Behind it all, there is an important lesson Prof Ghai has bequeathed our primitive political process. And that is, without doubt, the example of the necessity of negotiation and compromise. Posturing and brinkmanship on the part of the Opposition forces in this country has become the name of the game, the trouble being it rarely takes them anywhere.

From the government side, there is the immature conviction that, when all is said and done, it is not winning the hearts and minds of its subjects which matters but the display of raw power. No wonder the country is in the fix that it is.

Prof Ghai must be commended for refusing to be trapped in either mind-set. And for demonstrating that however differently we may see things, we can still be brought together.


You either feel sorry or enraged with somebody like Dr Peter Kamau, the engineer with a PhD whose family almost fasted to death in Ngong as they awaited some unspecified vision from the Almighty.

You feel enraged, first of all, with the idiocy of his behaviour. The calculated intention of wanting to starve six innocent children – his own – in the service of some twisted belief is sick enough. Even more galling is that this is somebody whose entire academic training, as an engineer, emphasises rationality and logic, not mysticism.

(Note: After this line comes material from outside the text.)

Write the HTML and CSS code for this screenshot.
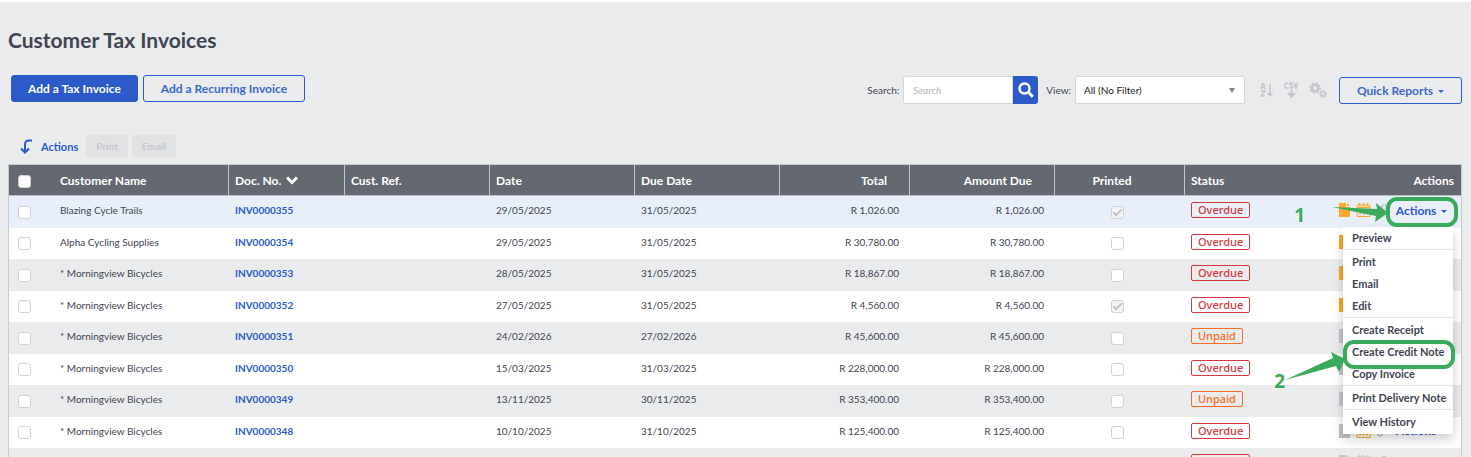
FILE: index.html
```html
<!DOCTYPE html>
<html lang="en">

<head>
    <meta charset="utf-8">
    <title>Customer Tax Invoices</title>
    <link rel="stylesheet" href="styles.css">
</head>

<body>
    <!-- shared icons -->
    <svg class="sprite" aria-hidden="true">
        <symbol id="icon-note" viewBox="0 0 11 14">
            <path d="M0 0h7v4h4v10H0z" />
            <path d="M8 0l3 3H8z" />
        </symbol>
        <symbol id="icon-calendar" viewBox="0 0 15 14">
            <path d="M1 2h13v11.5H1z" fill="none" stroke="currentColor" />
            <path d="M1 4.5h13M3.5 0v3M7.5 0v3M11.5 0v3" stroke="currentColor" stroke-width="1.5" />
            <path d="M3 7h2M6.5 7h2M10 7h2M3 10.5h2M6.5 10.5h2M10 10.5h2" stroke="currentColor" stroke-width="2" />
        </symbol>
        <symbol id="icon-clip" viewBox="0 0 10 14">
            <path d="M2 7l3.5-4.5a2 2 0 0 1 3.5 2.5l-4 6a2 2 0 0 1-3.5-2L6 4" fill="none" stroke="currentColor" stroke-width="1.3" />
        </symbol>
    </svg>

    <main class="page">
        <h1>Customer Tax Invoices</h1>

        <div class="toolbar">
            <div class="toolbar-left">
                <button type="button" class="btn btn-primary">Add a Tax Invoice</button>
                <button type="button" class="btn btn-outline">Add a Recurring Invoice</button>
            </div>
            <form class="toolbar-right">
                <label for="search">Search:</label>
                <div class="search-box">
                    <input type="text" id="search" placeholder="Search">
                    <button type="button" aria-label="Search">
                        <svg width="16" height="16" viewBox="0 0 16 16" fill="none" stroke="#fff">
                            <circle cx="6.5" cy="6.5" r="5" stroke-width="2.5" />
                            <path d="M10.3 10.3l4.5 4.5" stroke-width="3" />
                        </svg>
                    </button>
                </div>
                <label for="view">View:</label>
                <div class="select-box">
                    <select id="view">
                        <option>All (No Filter)</option>
                    </select>
                </div>
                <div class="tools">
                    <svg width="14" height="14" viewBox="0 0 14 14" fill="none" stroke="currentColor" stroke-width="1.5">
                        <path d="M1 6l1.5-5h1L5 6M1.5 4.5h3M1 8h4L1 13h4" />
                        <path d="M10 1v11M7.5 10l2.5 2.5 2.5-2.5" />
                    </svg>
                    <svg width="15" height="16" viewBox="0 0 15 16" fill="none" stroke="currentColor" stroke-width="1.5">
                        <path d="M4.5 1.5C3 .3 1 1 1 3.500S3 6.500 4.500 5.500M9 1.500C7.500.5 6 1 6 2.300s3 1.200 3 2.500S7 6.500 5.800 5.500M10.300 1l1.700 5.200L13.700 1" />
                        <path d="M7.5 7.500v7M4 11l3.500 3.700L11 11" stroke-width="2" />
                    </svg>
                    <svg width="18" height="16" viewBox="0 0 18 16" fill="none" stroke="currentColor">
                        <circle cx="6" cy="6" r="3.2" stroke-width="2.5" />
                        <circle cx="6" cy="6" r="5" stroke-width="1.6" stroke-dasharray="2 1.93" />
                        <circle cx="14" cy="12" r="2.2" stroke-width="1.6" />
                        <circle cx="14" cy="12" r="3.3" stroke-width="1.2" stroke-dasharray="1.4 1.19" />
                    </svg>
                </div>
                <button type="button" class="btn btn-outline reports">Quick Reports <span class="caret"></span></button>
            </form>
        </div>

        <div class="bulk">
            <svg width="13" height="15" viewBox="0 0 13 15" fill="none" stroke="#2c5ac8" stroke-width="2">
                <path d="M12 1.5H9c-2.5 0-4 1-4 4V13M1 9.5l4 4 4-4" />
            </svg>
            <span class="bulk-title">Actions</span>
            <button type="button" disabled>Print</button>
            <button type="button" disabled>Email</button>
        </div>

        <table class="invoices">
            <colgroup>
                <col class="col-check">
                <col class="col-name">
                <col class="col-doc">
                <col class="col-date">
                <col class="col-date">
                <col class="col-date">
                <col class="col-total">
                <col class="col-date">
                <col class="col-total">
                <col class="col-actions">
            </colgroup>
            <thead>
                <tr>
                    <th><input type="checkbox" aria-label="Select all"></th>
                    <th>Customer Name</th>
                    <th class="split">Doc. No. <svg class="sort" width="12" height="9" viewBox="0 0 12 9" fill="none" stroke="#fff" stroke-width="3"><path d="M1 1.5l5 5 5-5" /></svg></th>
                    <th class="split">Cust. Ref.</th>
                    <th class="split">Date</th>
                    <th class="split">Due Date</th>
                    <th class="split money">Total</th>
                    <th class="split money">Amount Due</th>
                    <th class="split center">Printed</th>
                    <th class="split">
                        <div class="status-head"><span>Status</span><span>Actions</span></div>
                    </th>
                </tr>
            </thead>
            <tbody id="rows"></tbody>
        </table>
    </main>

    <script src="script.js"></script>
</body>

</html>
```
FILE: styles.css
```css
*,
*::before,
*::after {
    box-sizing: border-box;
}

body {
    margin: 0;
    height: 100vh;
    overflow: hidden;
    border-top: 2px solid #fff;
    background-color: #eaebed;
    color: #414552;
    font-family: Lato, "Liberation Sans", sans-serif;
    font-size: 10px;
}

button,
input,
select {
    font-family: inherit;
}

.sprite {
    display: none;
}

.page {
    padding: 24px 9px 0 8px;
}

h1 {
    margin: 0;
    font-size: 21px;
    font-weight: bold;
    line-height: 28px;
}

/* toolbar */
.toolbar {
    display: flex;
    justify-content: space-between;
    align-items: flex-start;
    padding: 21px 0 0 3px;
}

.toolbar-left {
    display: flex;
    gap: 5px;
}

.btn {
    height: 27px;
    padding: 0 16px;
    border: 1px solid #2c5ac8;
    border-radius: 3px;
    font-size: 12px;
    font-weight: bold;
    white-space: nowrap;
}

.btn-primary {
    background-color: #2c5ac8;
    color: #fff;
}

.btn-outline {
    padding: 0 17px;
    background-color: transparent;
    color: #3d68cc;
}

.toolbar-right {
    display: flex;
    align-items: center;
    padding-top: 1px;
}

.search-box {
    display: flex;
    margin: 0 8px 0 4px;
}

.search-box input {
    width: 110px;
    height: 28px;
    padding: 0 9px;
    border: 1px solid #d3d5d9;
    border-radius: 3px 0 0 3px;
    font-size: 10px;
}

.search-box input::placeholder {
    color: #b4b6bb;
    font-style: italic;
}

.search-box button {
    display: flex;
    align-items: center;
    justify-content: center;
    width: 25px;
    height: 28px;
    padding: 0;
    border: 0;
    border-radius: 0 3px 3px 0;
    background-color: #2c5ac8;
}

.select-box {
    position: relative;
    margin-left: 4px;
}

.select-box select {
    width: 170px;
    height: 28px;
    padding: 0 8px;
    appearance: none;
    border: 1px solid #d3d5d9;
    border-radius: 3px;
    background-color: #fff;
    color: #222;
    font-size: 10px;
}

.select-box::after {
    content: "";
    position: absolute;
    top: 12px;
    right: 10px;
    border: 3px solid transparent;
    border-top: 5px solid #888;
    border-bottom: 0;
}

.tools {
    display: flex;
    align-items: center;
    gap: 10px;
    margin: 0 12px 0 15px;
    color: #c3c5c9;
}

.reports {
    width: 123px;
    padding: 0;
}

.caret {
    display: inline-block;
    margin-left: 2px;
    border: 3px solid transparent;
    border-top-color: currentColor;
    border-bottom: 0;
    vertical-align: middle;
}

/* bulk actions above the table */
.bulk {
    display: flex;
    align-items: center;
    height: 22px;
    margin: 31px 0 7px 12px;
}

.bulk-title {
    margin: 0 8px 0 8px;
    color: #2c5ac8;
    font-size: 11px;
    font-weight: bold;
}

.bulk button {
    height: 22px;
    margin-right: 4px;
    padding: 0 10px;
    border: 0;
    border-radius: 3px;
    background-color: #e1e2e4;
    color: #c6c8cc;
    font-size: 10px;
    font-weight: bold;
}

/* invoice table */
.invoices {
    width: 100%;
    table-layout: fixed;
    border-spacing: 0;
    border: 1px solid #c9cbcf;
}

.col-check {
    width: 44px;
}

.col-name {
    width: 175px;
}

.col-doc {
    width: 116px;
}

.col-date {
    width: 145px;
}

.col-total {
    width: 130px;
}

.invoices th {
    height: 31px;
    padding: 0 7px;
    border-bottom: 1px solid #b9bcc4;
    background-color: #646870;
    color: #fff;
    font-size: 12px;
    font-weight: bold;
    text-align: left;
    white-space: nowrap;
}

.invoices th.split {
    background-image: linear-gradient(#c3c5c9, #c3c5c9);
    background-repeat: no-repeat;
    background-size: 1px 100%;
}

.invoices th.money {
    padding-right: 22px;
    text-align: right;
}

.sort {
    margin-left: 2px;
}

.invoices td {
    height: 31px;
    padding: 0 7px 4px;
    background-color: #fff;
    white-space: nowrap;
}

.invoices tr:nth-child(odd) td {
    height: 32px;
    background-color: #eaebed;
}

.invoices tr.active td {
    background-color: #e8effb;
}

.invoices th:first-child,
.invoices td:first-child {
    padding-left: 9px;
}

.invoices td.money {
    padding-right: 10px;
    text-align: right;
}

.invoices .center {
    padding-right: 11px;
    text-align: center;
}

.invoices th.center {
    padding-right: 21px;
}

.invoices a {
    color: #2c5ac8;
    font-weight: bold;
    text-decoration: none;
}

input[type="checkbox"] {
    display: inline-block;
    width: 13px;
    height: 13px;
    margin: 0;
    appearance: none;
    border: 1px solid #d0d2d6;
    border-radius: 3px;
    background-color: #fff;
    vertical-align: middle;
}

td input[type="checkbox"] {
    margin-top: 4px;
}

input[type="checkbox"]:checked {
    background-color: #f3f4f5;
}

input[type="checkbox"]:checked::after {
    content: "";
    display: block;
    width: 5px;
    height: 9px;
    margin: 0 auto;
    border: solid #c3c5c9;
    border-width: 0 2px 2px 0;
    transform: rotate(45deg);
}

.status-head,
.status-cell {
    display: flex;
    align-items: center;
    justify-content: space-between;
}

.badge {
    height: 16px;
    padding: 0 6px;
    border: 1px solid currentColor;
    border-radius: 2px;
    font-family: "Noto Sans", sans-serif;
    font-size: 11px;
    font-weight: 500;
    line-height: 14px;
}

.overdue {
    color: #d5393f;
}

.unpaid {
    color: #fb6b28;
}

.row-tools {
    position: relative;
    display: flex;
    align-items: center;
    gap: 6px;
    color: #c3c5c9;
    fill: currentColor;
}

.row-tools .on {
    color: #fba92b;
}

.row-tools .menu-button {
    width: 61px;
    padding: 0 4px 0 0;
    border: 0;
    background: none;
    color: #2c5ac8;
    font-size: 12px;
    font-weight: bold;
    text-align: center;
}

/* open actions menu */
.menu {
    position: absolute;
    z-index: 1;
    top: 24px;
    right: 1px;
    width: 110px;
    margin: 0;
    padding: 0 0 1px;
    background-color: #fff;
    box-shadow: 0 5px 10px rgba(0, 0, 0, 0.2);
    list-style: none;
}

.menu button {
    display: block;
    width: 100%;
    height: 22px;
    padding: 0 9px;
    border: 0;
    background: none;
    color: #414552;
    font-size: 11px;
    font-weight: bold;
    text-align: left;
    white-space: nowrap;
}

.menu .line {
    padding-top: 1px;
    border-top: 1px solid #e1e2e4;
}

/* numbered steps */
.ring {
    position: absolute;
    z-index: 2;
    border: 4px solid #3aaa5c;
    border-radius: 11px;
    pointer-events: none;
}

.ring-actions {
    top: -6px;
    right: -4px;
    width: 72px;
    height: 30px;
}

.ring-credit {
    top: 137px;
    right: -1px;
    width: 112px;
    height: 29px;
}

.step {
    position: absolute;
    z-index: 2;
    color: #3aaa5c;
    font-family: "Noto Sans", sans-serif;
    font-size: 19px;
    font-weight: bold;
    line-height: 20px;
}

.step-one {
    top: 2px;
    right: 149px;
}

.step-two {
    top: 168px;
    right: 169px;
}

.arrow {
    position: absolute;
    z-index: 2;
    fill: #3aaa5c;
}

.arrow-one {
    top: 0;
    right: 66px;
}

.arrow-two {
    top: 149px;
    right: 109px;
}
```
FILE: script.js
```js
var invoices = [
    ["Blazing Cycle Trails", "INV0000355", "29/05/2025", "31/05/2025", "R 1,026.00", true, "Overdue", true],
    ["Alpha Cycling Supplies", "INV0000354", "29/05/2025", "31/05/2025", "R 30,780.00", false, "Overdue", true],
    ["* Morningview Bicycles", "INV0000353", "28/05/2025", "31/05/2025", "R 18,867.00", false, "Overdue", true],
    ["* Morningview Bicycles", "INV0000352", "27/05/2025", "31/05/2025", "R 4,560.00", true, "Overdue", true],
    ["* Morningview Bicycles", "INV0000351", "24/02/2026", "27/02/2026", "R 45,600.00", false, "Unpaid", false],
    ["* Morningview Bicycles", "INV0000350", "15/03/2025", "31/03/2025", "R 228,000.00", false, "Overdue", false],
    ["* Morningview Bicycles", "INV0000349", "13/11/2025", "30/11/2025", "R 353,400.00", false, "Unpaid", false],
    ["* Morningview Bicycles", "INV0000348", "10/10/2025", "31/10/2025", "R 125,400.00", false, "Overdue", false],
    ["", "", "", "", "", false, "Overdue", false]
];

// true puts a separator above the item
var menuItems = [
    ["Preview", false], ["Print", true], ["Email", false], ["Edit", false],
    ["Create Receipt", true], ["Create Credit Note", false], ["Copy Invoice", false],
    ["Print Delivery Note", true], ["View History", true]
];

function menuHtml() {
    var items = menuItems.map(function (item) {
        return `<li class="${item[1] ? "line" : ""}"><button type="button">${item[0]}</button></li>`;
    }).join("");

    return `<ul class="menu">${items}</ul>
        <span class="ring ring-actions"></span>
        <span class="ring ring-credit"></span>
        <span class="step step-one">1</span>
        <svg class="arrow arrow-one" width="56" height="20" viewBox="0 0 56 20"><path d="M0 4l45 2-1-6 12 10-13 9 1-6z"/></svg>
        <svg class="arrow arrow-two" width="60" height="29" viewBox="0 0 60 29"><path d="M0 28L48 6 46 0l14 7-6 13-3-6z"/></svg>
        <span class="step step-two">2</span>`;
}

document.getElementById("rows").innerHTML = invoices.map(function (inv, i) {
    var calendar = inv[7] || i === 7 ? "on" : "";
    return `<tr class="${i === 0 ? "active" : ""}">
        <td><input type="checkbox" aria-label="Select invoice"></td>
        <td>${inv[0]}</td>
        <td><a href="#">${inv[1]}</a></td>
        <td></td>
        <td>${inv[2]}</td>
        <td>${inv[3]}</td>
        <td class="money">${inv[4]}</td>
        <td class="money">${inv[4]}</td>
        <td class="center"><input type="checkbox" aria-label="Printed" disabled ${inv[5] ? "checked" : ""}></td>
        <td>
            <div class="status-cell">
                <span class="badge ${inv[6].toLowerCase()}">${inv[6]}</span>
                <div class="row-tools">
                    <svg class="${inv[7] ? "on" : ""}" width="11" height="14"><use href="#icon-note"/></svg>
                    <svg class="${calendar}" width="15" height="14"><use href="#icon-calendar"/></svg>
                    <svg width="10" height="14"><use href="#icon-clip"/></svg>
                    <button type="button" class="menu-button">Actions <span class="caret"></span></button>
                    ${i === 0 ? menuHtml() : ""}
                </div>
            </div>
        </td>
    </tr>`;
}).join("");
```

You also feel terribly sorry for this pathetic man. He says he is waiting for a message from God, no less. You feel like shouting at him, when his mind clears, that the Most High is not normally in the habit of dropping by for chats with any Joe, even the holy ones.

Since time immemorial, it has been zealots and fanatics (both religious and ideological ones), not common criminals, who have caused the greatest harm in this world.

They can be gentle and soft-spoken, like Kamau. But there is always some little disturbing detail about these messiahs. We hear our engineer divorced his wife, and took up with the house-help who, by all accounts, is a simple and uncomprehending girl.

Then there was that Kibetwere fellow, the Ugandan who led thousands of believers into mass suicide last year. Oddly, the former Catholic priest, who preached the goodness of virtue, was living with a prostitute.